Click on the gray star next to the map title to show the map markers in your regular Google Maps view. Click on the markers to reveal what’s what.
When approaching this temple from the water, you’ll notice people throwing chunks of bread into the water and giant catfish stumbling over one another to catch it. The fish are holy to the people praying at Phananchoengworawihan. So don’t even think about getting your fishing rod out.
The entrance fee to the actual temple is 20 Baht. Step through into the main hall and see the oldest giant Buddha statue in Ayutthaya: It’s 700 years old, 19 m tall, and gilded. Quite an impressive sight! You might also observe people praying. For a small donation, you can have one of the helpers drape an orange piece of cloth around the Buddha “for good luck.”
The first thing I noticed, approaching this temple from the water was an array of roosters announcing the coming new year of the rooster.
Entrance to the temple is free (donations encouraged).
Leaving the roosters to the right, I entered the old part of Wat Phutthaisawan. A colonnaded courtyard reminded me of Christian cloisters. Just that it was lined with dozens and dozens of serenely sitting Buddhas. In the center of the courtyard are some white prang guarded by cobras.
Don’t forget to step all the way through the courtyard. On the other side is a big reclining Buddha, protected by brick walls with windows. Traditionally, the large Buddha sculptures were never covered with a roof.
The third stop along the river cruise is a small complex that has the perfect location to see the sun set behind the prangs and the small sitting Buddhas. You can either pay a 50 Baht entrance fee for just this temple, or you buy a temple pass for 220 Baht, which allows you to visit five other sites. Or you just observe the scene from the outside, which is perfectly possible and might even make for nicer photos than from the top…
Note, that you cannot get anywhere near the water on the other side of the river for a sunset view of Chai Watthanaram as the land over there is all privately owned.
This is probably the most famous image from Ayutthaya: The beautiful face of a Buddha looking through the roots of a Bodhi tree. To get the best shots, you want to arrive early (the temple opens at 8). As you can see from this 8 am shot: the morning light highlights [sic!] the serenity of the moment.
Don’t miss the rest of this temple complex: a few steps on there is a very well kept sitting Buddha.
Wat Mahatat is included in the 6-temple ticket and costs 50 Baht for an individual ticket. If you want to be super-cheap, you can also get a peak of the Buddha’s head from the outside from Chikun Alley.

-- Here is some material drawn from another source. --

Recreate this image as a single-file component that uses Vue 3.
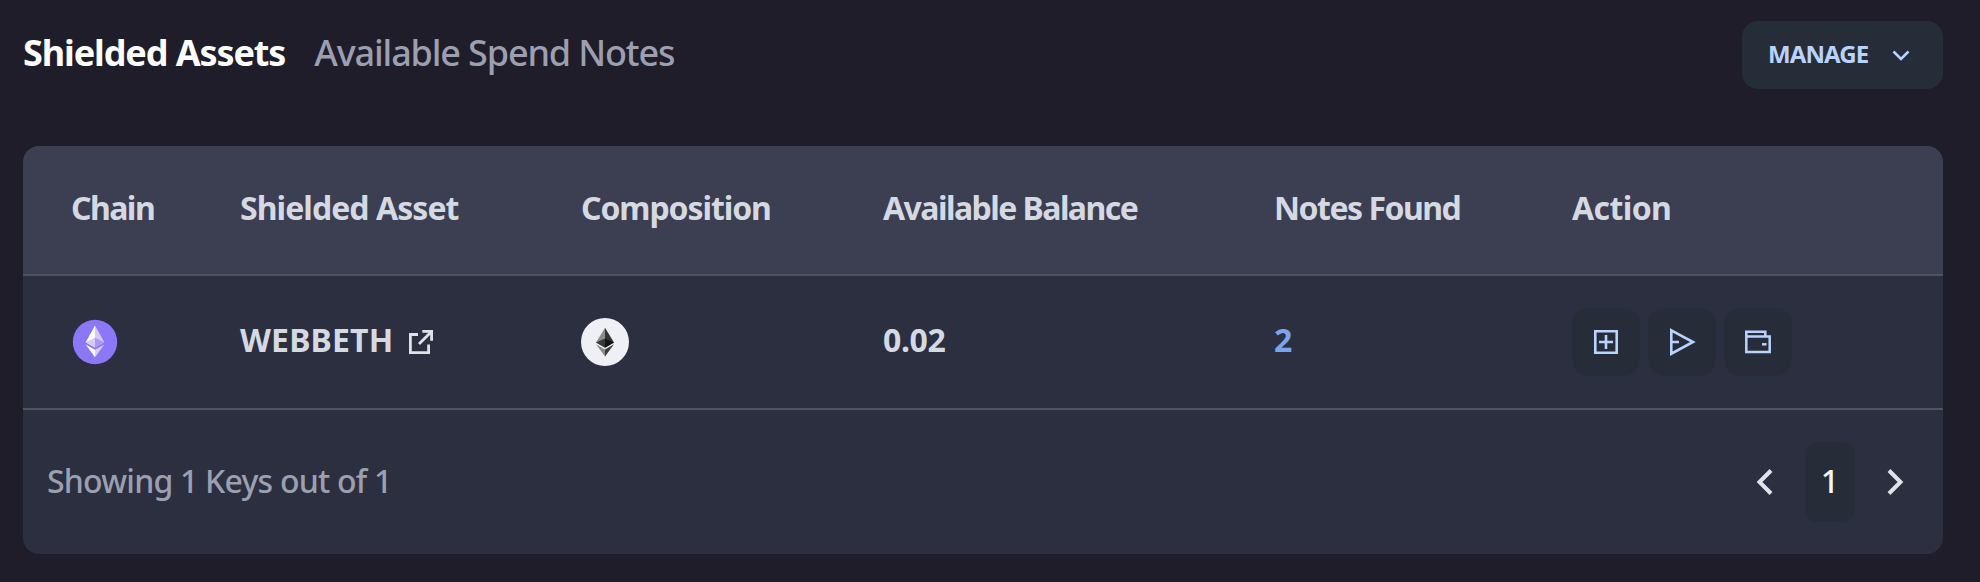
<script setup>
const columns = [
  { label: 'Chain', cls: 'c1' },
  { label: 'Shielded Asset', cls: 'c2' },
  { label: 'Composition', cls: 'c3' },
  { label: 'Available Balance', cls: 'c4' },
  { label: 'Notes Found', cls: 'c5' },
  { label: 'Action', cls: 'c6' },
]
</script>

<template>
  <main class="page">
    <header class="top">
      <nav class="tabs">
        <span class="tab active">Shielded Assets</span>
        <span class="tab idle">Available Spend Notes</span>
      </nav>
      <button class="manage">
        <span>MANAGE</span>
        <svg width="20" height="14" viewBox="0 0 20 14"><path d="M2.500 3.500 10 11 17.500 3.500" fill="none" stroke="#b9d3ff" stroke-width="2.500" /></svg>
      </button>
    </header>

    <section class="card">
      <div class="row head">
        <span v-for="c in columns" :key="c.label" :class="c.cls">{{ c.label }}</span>
      </div>
      <div class="row body">
        <span class="chain">
          <svg width="48" height="48" viewBox="0 0 48 48">
            <circle cx="24" cy="24" r="22.200" fill="#8c78f7" />
            <path d="M24 7.500 14.700 24.200 24 29.500Z" fill="#fff" />
            <path d="M24 7.500 33.300 24.200 24 29.500Z" fill="#d4c8fd" />
            <path d="M24 19.800 14.700 24.200 24 29.500Z" fill="#d5cafc" />
            <path d="M24 19.800 33.300 24.200 24 29.500Z" fill="#a999f5" />
            <path d="M14.700 26.400 24 31.800V39.300Z" fill="#fff" />
            <path d="M33.300 26.400 24 31.800V39.300Z" fill="#d8cdfd" />
          </svg>
        </span>
        <span class="asset">
          <span class="name">WEBBETH</span>
          <svg width="26" height="26" viewBox="0 0 26 26" fill="none" stroke="#dfe2e9" stroke-width="2.800">
            <path d="M10 5.500H2.400V23.600H20.600V15.500M14.300 2.400H23.600V11.700M23.300 2.700 11 15" />
          </svg>
        </span>
        <span>
          <svg width="48" height="48" viewBox="0 0 48 48">
            <circle cx="24" cy="24" r="24" fill="#eff0f5" />
            <path d="M24 9.700 15 24.400 24 29.800Z" fill="#8c8c8c" />
            <path d="M24 9.700 33 24.400 24 29.800Z" fill="#343434" />
            <path d="M24 20.500 15 24.400 24 29.800Z" fill="#393939" />
            <path d="M24 20.500 33 24.400 24 29.800Z" fill="#141414" />
            <path d="M15 26.200 24 31.500V38.500Z" fill="#8c8c8c" />
            <path d="M33 26.200 24 31.500V38.500Z" fill="#3c3c3b" />
          </svg>
        </span>
        <span class="balance">0.02</span>
        <span class="notes">2</span>
        <span class="actions">
          <button class="act">
            <svg width="28" height="28" viewBox="0 0 28 28" fill="none" stroke="#b9d3ff" stroke-width="2.600">
              <path d="M3.300 3.300H24.700V24.700H3.300ZM14 7V21M7 14H21" />
            </svg>
          </button>
          <button class="act">
            <svg width="28" height="30" viewBox="0 0 28 30" fill="none" stroke="#b9d3ff" stroke-width="2.600">
              <path d="M3.300 3.300 25 15 3.300 26.700ZM3 15H11" />
            </svg>
          </button>
          <button class="act">
            <svg width="28" height="28" viewBox="0 0 28 28" fill="none" stroke="#b9d3ff" stroke-width="2.500">
              <path d="M2.300 8.400H25.700V23.900H2.300ZM2.300 8.400V3.800H21.300V8" />
              <path d="M18 16.300H22.500" />
            </svg>
          </button>
        </span>
      </div>
      <footer class="foot">
        <span class="showing">Showing 1 Keys out of 1</span>
        <div class="pager">
          <svg width="18" height="28" viewBox="0 0 18 28"><path d="M15 2.500 3.500 14 15 25.500" fill="none" stroke="#e0e3ea" stroke-width="4" /></svg>
          <span class="current">1</span>
          <svg width="18" height="28" viewBox="0 0 18 28"><path d="M3 2.500 14.500 14 3 25.500" fill="none" stroke="#e0e3ea" stroke-width="4" /></svg>
        </div>
      </footer>
    </section>
  </main>
</template>

<style>
html, body { background: #1f1d29; }
</style>

<style scoped>
* { box-sizing: border-box; }
.page {
  height: 582px;
  padding: 21px 37px 28px 23px;
  background: #1f1d29;
  font-family: "Noto Sans", sans-serif;
  white-space: nowrap;
  overflow: hidden;
}
.top { display: flex; justify-content: space-between; height: 68px; margin-bottom: 57px; }
.tabs { display: flex; gap: 29px; font-size: 36px; line-height: 64px; }
.active { color: #fff; font-weight: 700; letter-spacing: -1.1px; }
.idle { color: #9c9fb0; font-weight: 500; letter-spacing: -1.15px; }
button { border: 0; padding: 0; background: #272d38; font-family: inherit; border-radius: 16px; display: flex; align-items: center; }
.manage { width: 201px; height: 68px; padding: 0 32px 0 26px; justify-content: space-between; color: #b9d3ff; font-size: 24px; font-weight: 700; letter-spacing: -0.9px; }
.manage span { padding-bottom: 3px; }
svg { display: block; flex: none; }
.card { height: 408px; border-radius: 16px; background: #2c2f40; overflow: hidden; }
.row {
  display: grid;
  grid-template-columns: 169px 341px 302px 391px 298px 1fr;
  align-items: center;
  padding-left: 48px;
  color: #d5d9e2;
  font-size: 32px;
  font-weight: 700;
}
.head { height: 130px; padding-bottom: 6px; background: #3c3e51; border-bottom: 2px solid #505361; }
.c1 { letter-spacing: -1.55px; }
.c2 { letter-spacing: -0.95px; }
.c3 { letter-spacing: -1.1px; }
.c4 { letter-spacing: -1.55px; }
.c5 { letter-spacing: -1.5px; }
.c6 { letter-spacing: -0.6px; }
.body { height: 134px; border-bottom: 2px solid #505361; }
.asset { display: flex; align-items: center; gap: 15px; }
.name { letter-spacing: 0.15px; }
.name, .balance, .notes { padding-bottom: 5px; }
.balance { letter-spacing: -0.4px; }
.notes { color: #79a4ee; }
.actions { display: flex; gap: 8px; }
.act { width: 68px; height: 68px; justify-content: center; }
.foot { display: flex; justify-content: space-between; align-items: center; height: 144px; padding: 0 39px 0 24px; color: #9c9fb0; font-size: 32px; }
.showing { padding-bottom: 4px; font-weight: 500; letter-spacing: -0.78px; }
.pager { display: flex; align-items: center; gap: 31px; }
.current { width: 50px; height: 80px; line-height: 77px; border-radius: 12px; background: #272d38; color: #f1f5fd; text-align: center; font-weight: 500; }
</style>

The big Wat Ratchaburana prang is visible from almost everywhere in Ayutthaya. You can also climb it and then climb down on the inside (cue to claustrophobia) to see some of the last remaining murals in the Ayutthaya temples.
Another iconic Ayutthaya image is the line of stupas in Wat Phra Si Sanphet. The can not only be climbed (though the insides smell heavily of pigeon and bat manure), they also make a beautiful ensemble when shot from outside the walls at sunrise or sunset.
Wat Yai Chaimongol is a bit out of the way. It took me 45 minutes to walk there. But you can either get a bike or a tuk-tuk. Because it is worth the journey.
Entrance is 20 Baht.
The temple is very active and the old structures extremely well maintained. So you not only get a better idea of what the rest of ancient Ayutthaya might once have looked like, but you can also observe Buddhist practice.
Upon entering you first see another giant reclining Buddha surrounded by a brick wall. However, there are no windows allowing for nicely framed shots.
The main complex is a prang worth scaling, surrounded by numerous large and smaller sitting Buddhas, often clad in orange cloth.
Next to it is a large prayer hall, where Buddhist will attach gold leaf to Buddha statues or cast sticks to learn their fate. I’ll put a video on my Facebook page so you can get an impression of the proceedings.
Finally, there is a large pond with lotus flowers and holy turtles. So don’t stick your feet in the water.
Wat Thammikarat is the oldest temple on Ayutthaya island. Over centuries, each king would add another building to the complex. This in itself is remarkable. But Thammikarat has one feature you won’t find anywhere else: One of the pagodas is surrounded by a guard of lions (the same style you’d find in Angkor).
Entrance fee is 20 Baht plus 20 Baht to go inside the large prayer hall, where a cheerful young monk will happily tell you the story of Thammikarat.
This is a great sunset spot if you find the right angle. Reclining Buddha sculptures look into the sunset. So you can get the orange ball of the rising sun to be exactly in the neck of Buddha.
A very small site but worth the short detour, Wat Suwandawas allows you to see the handcraft behind creating the thousands of Buddha sculptures in Ayutthaya.
Some historians say that large parts of Ayutthaya island were once a swamp, but the kings had the water channeled into large ponds. Rama Public Park is now freely accessible. Stroll under ancient trees, discover smaller temples and watch the locals collect snails to be sold as a snack.
For dinner, there is really only one place you should go in Ayutthaya: the night market. There are plenty of restaurants catering both to tourists and Thai people. But the night market is the preferred destination for both groups. You can get “harmless” fare like squid skewers or Pad Thai here as well as more local things like chicken foot salad or super-spicy fish stew.
Keep your hands off the sushi, though: I wouldn’t be concerned about the ingredients. It’s just not good sushi.
Come early, between 5:30 and 6:30 pm, and you’ll catch some of the delicious coconut puddings sold about half-way into the market in pretty little banana leaf bowls.